This tutorial will assume you have a reasonable understanding of what free energy calculations are, the different types that exist, and the underlying theory of the technique. It is neither practical nor possible to provide a complete education here. Instead, I will focus this tutorial on practical aspects of running free energy calculations in GROMACS, highlighting relevant theoretical points as necessary throughout the tutorial. I will provide here a list of useful papers for those who are new to free energy calculations. Do not consider this list exhaustive. It should also not supplant proper study of statistical mechanics and the many books and papers that have been written on related topics.

1. C. D. Christ, A. E. Mark, and W. F. van Gunsteren (2010) J. Comput. Chem. 31: 1569-1582. DOI
2. A. Pohorille, C. Jarzynski, and C. Chipot (2010) J. Phys. Chem. B 114: 10235-10253. DOI
3. A. Villa and A. E. Mark (2002) J. Comput. Chem. 23: 548-553. DOI

The objective of this tutorial is to reproduce the results of a very simple system for which an accurate free energy estimate exists. The system of choice (methane in water) is one dealt with by Shirts et al. in a systematic study of force fields and the free energies of hydration of amino acid side chain analogs. The complete publication can be found here. This tutorial will assume you have read and understood the broader points of this paper.

Rather than use the thermodynamic integration approach for evaluating free energy differences, the data analysis conducted here will utilize the GROMACS "bar" module, which was introduced in GROMACS version 4.5 (and previously called g_bar). It uses the Bennett Acceptance Ratio (BAR, hence the name of the module) method for calculating free energy differences. The corresponding paper for BAR can be found here.
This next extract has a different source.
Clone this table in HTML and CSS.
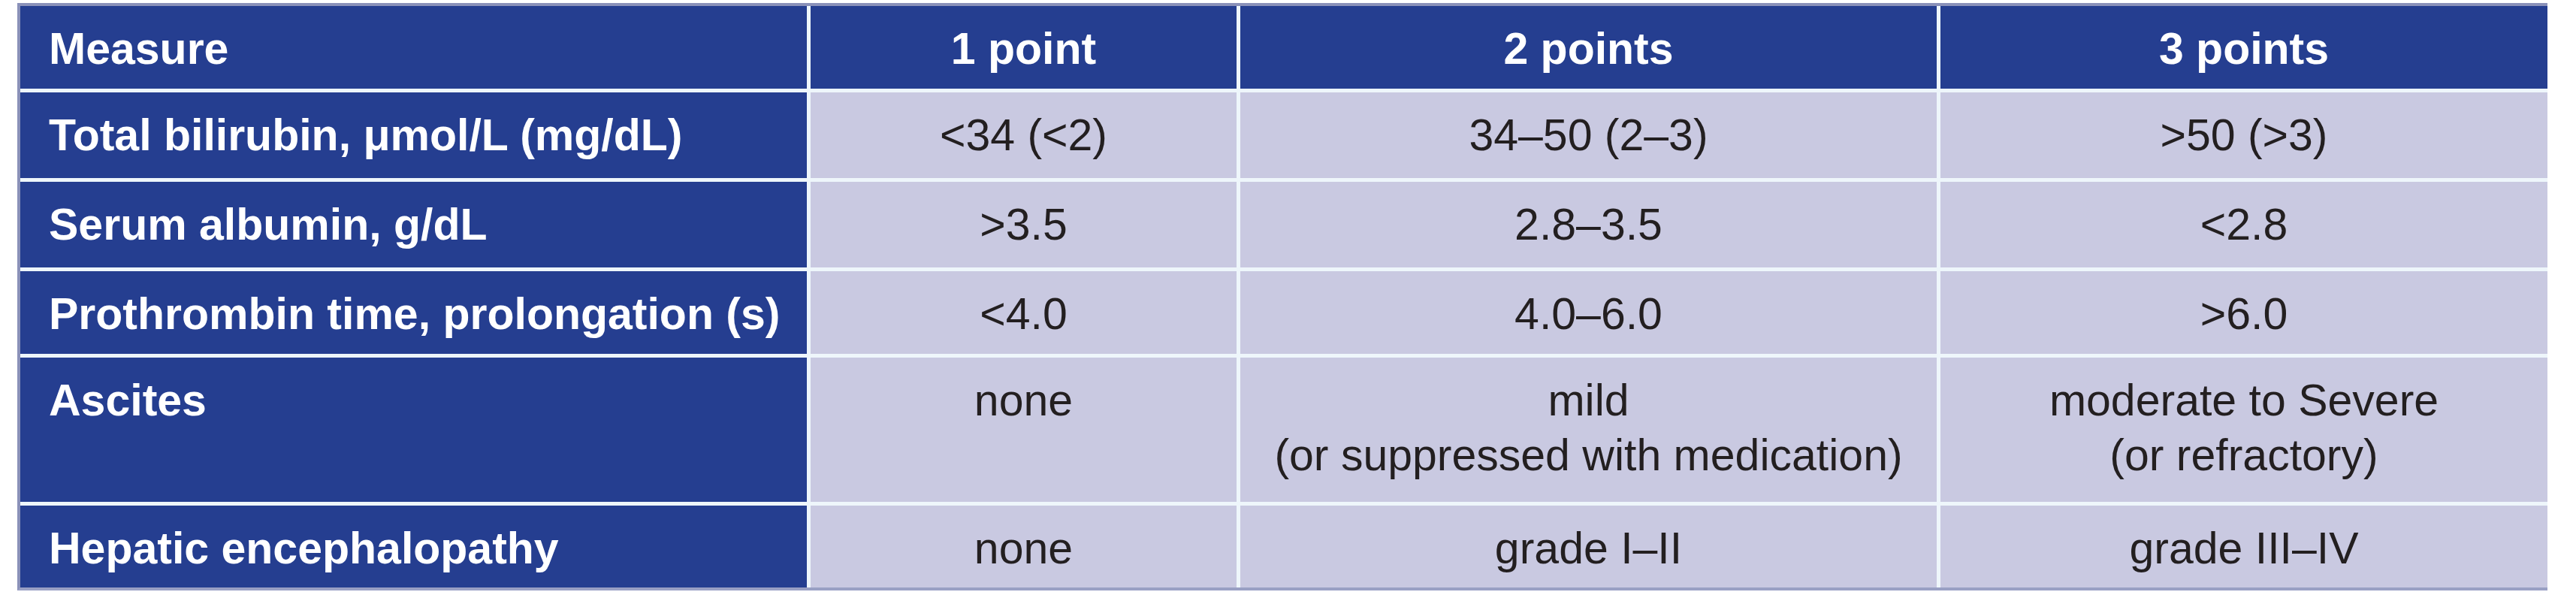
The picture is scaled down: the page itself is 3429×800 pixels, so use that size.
FILE: index.html
```html
<!DOCTYPE html>
<html lang="en">
<head>
<meta charset="utf-8">
<title>Child-Pugh score</title>
<link rel="stylesheet" href="styles.css">
</head>
<body>
<div class="page">
  <div class="table">
    <div class="cell head first">Measure</div>
    <div class="cell head">1 point</div>
    <div class="cell head">2 points</div>
    <div class="cell head">3 points</div>

    <div class="cell label">Total bilirubin, μmol/L (mg/dL)</div>
    <div class="cell data">&lt;34 (&lt;2)</div>
    <div class="cell data">34–50 (2–3)</div>
    <div class="cell data">&gt;50 (&gt;3)</div>

    <div class="cell label">Serum albumin, g/dL</div>
    <div class="cell data">&gt;3.5</div>
    <div class="cell data">2.8–3.5</div>
    <div class="cell data">&lt;2.8</div>

    <div class="cell label">Prothrombin time, prolongation (s)</div>
    <div class="cell data">&lt;4.0</div>
    <div class="cell data">4.0–6.0</div>
    <div class="cell data">&gt;6.0</div>

    <div class="cell label">Ascites</div>
    <div class="cell data">none</div>
    <div class="cell data">mild<br>(or suppressed with medication)</div>
    <div class="cell data">moderate to Severe<br>(or refractory)</div>

    <div class="cell label">Hepatic encephalopathy</div>
    <div class="cell data">none</div>
    <div class="cell data">grade I–II</div>
    <div class="cell data">grade III–IV</div>
  </div>
</div>
</body>
</html>
```

FILE: styles.css
```css
html, body {
  margin: 0;
  padding: 0;
  background: #ffffff;
}

.page {
  padding: 4px 0 0 23px;
}

.table {
  display: grid;
  grid-template-columns: 1047px 567px 927px 808px;
  grid-template-rows: 110px 114px 114px 110px 192px 109px;
  column-gap: 5px;
  row-gap: 5px;
  width: 3364px;
  background: #eef6fb;
  border-top: 4px solid #8a91b9;
  border-left: 4px solid #8a91b9;
  border-bottom: 4px solid #9aa0c4;
  font-family: "Liberation Sans", Arial, sans-serif;
  font-size: 59px;
  line-height: 73px;
}

.cell {
  padding: 21px 0 0 0;
  box-sizing: border-box;
}

.head {
  background: #253e90;
  color: #ffffff;
  font-weight: bold;
  text-align: center;
}

.head.first {
  text-align: left;
  padding-left: 38px;
}

.label {
  background: #253e90;
  color: #ffffff;
  font-weight: bold;
  padding-left: 38px;
}

.data {
  background: #c9c9e1;
  color: #231f20;
  text-align: center;
}
```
Knowledge of this method is also assumed and will not be discussed in great detail here.

Free energy calculations have a number of practical applications, of which some of the more common ones include free energies of solvation/hydration and free energy of binding for a small molecule to some larger receptor biomolecule (usually a protein). Both of these procedures involve the need to either add (introduce/couple) or remove (decouple/annihilate) the small molecule of interest from the system and calculate the resulting free energy change.

There are two types of nonbonded interactions that can be transformed during free energy calculations, Coulombic and van der Waals interactions. Bonded interactions can also be manipulated, but for simplicity, will not be addressed here. For this tutorial, we will calculate the free energy of a very simple process: turning off the Lennard-Jones interactions between the atomic sites of a molecule of interest (in this case, methane) in water. This quantity was calculated very precisely by Shirts et al. and thus it is the quantity we seek to reproduce here.